CP: In addition to being a violinist, you are also a composer and author of The Savior: A Novel (2008). Are there any parallels in the creative process between composing music and writing a novel for you? Are there correlations between performing, composing, and writing?
ED: Both composing music and writing fiction involve creating something that was not there before, even though it may be based on various traditions. There’s a potential satisfaction in honing an idea from the original, probably raw material into something more developed and, finally, more or less complete. I don’t have a large output in either field because I work sporadically and slowly; things don’t usually flow that easily for me. I’ve done my best composing when inspired by great literature, like Shakespeare, whose characters and verse have given me specific motivic ideas that I could subsequently transform for use even in non-vocal, non-representational music. One can be creative when performing chamber music masterpieces, of course, but it’s mostly interpretive work, since there are established criteria according to which great music should be played. One hopes to express one’s individual temperament, but there’s a performance tradition to continue or to depart from; the music is already there, and the interpreter’s role is to serve it.
CP: Has quarantine been a time for you to turn to your composing and writing projects? If so, what are you currently working on?

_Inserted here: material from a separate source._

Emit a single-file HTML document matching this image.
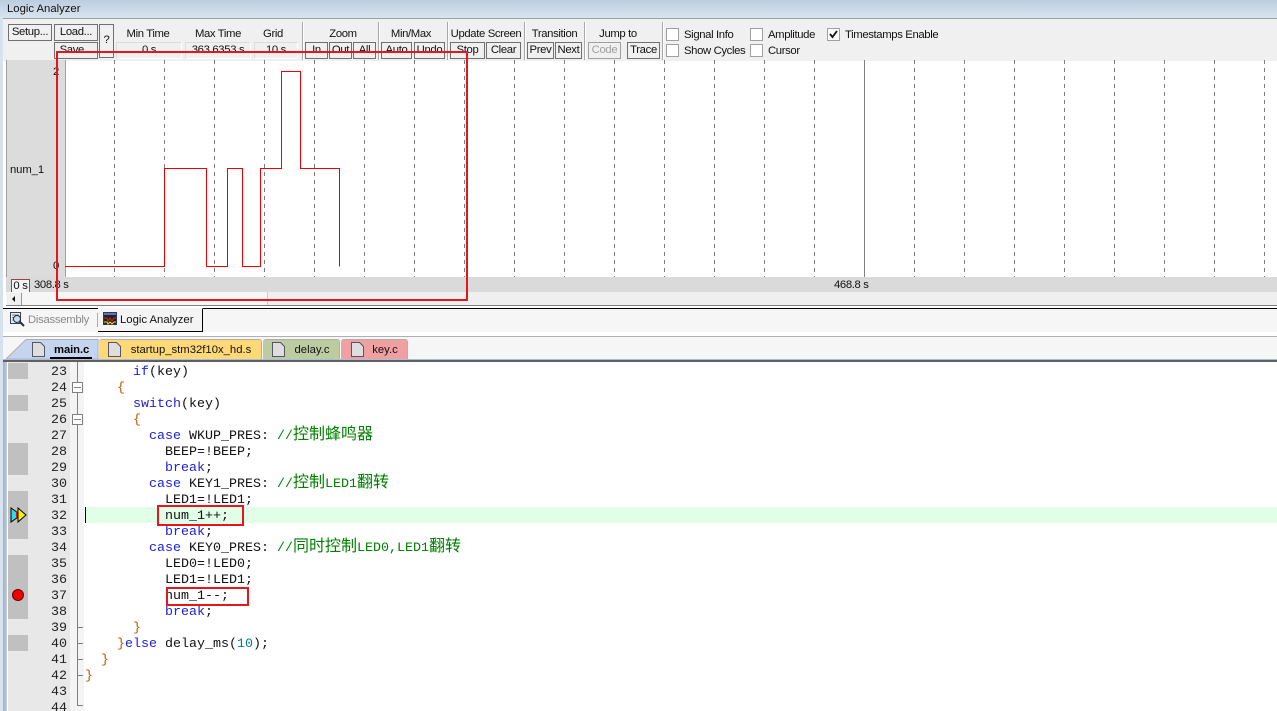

ED: I wish I could say it’s been a highly organized and productive time for me, but it has often been difficult to focus on either practicing the violin or creative work without immediate goals. I completed a second novel several months ago, and have been trying to get it published. More recently I’ve begun what might turn into a third novel, or maybe a novella, if I can get past the first 14 pages. In 2017 I set five poems by the great American poet Denise Levertov (a personal friend of mine during the decade before her death in 1997) for soprano and string quartet. Last September I set another one of her poems for soprano, violin and cello, and in the past few days have been re-reading various volumes of her work, looking for potential material for further settings.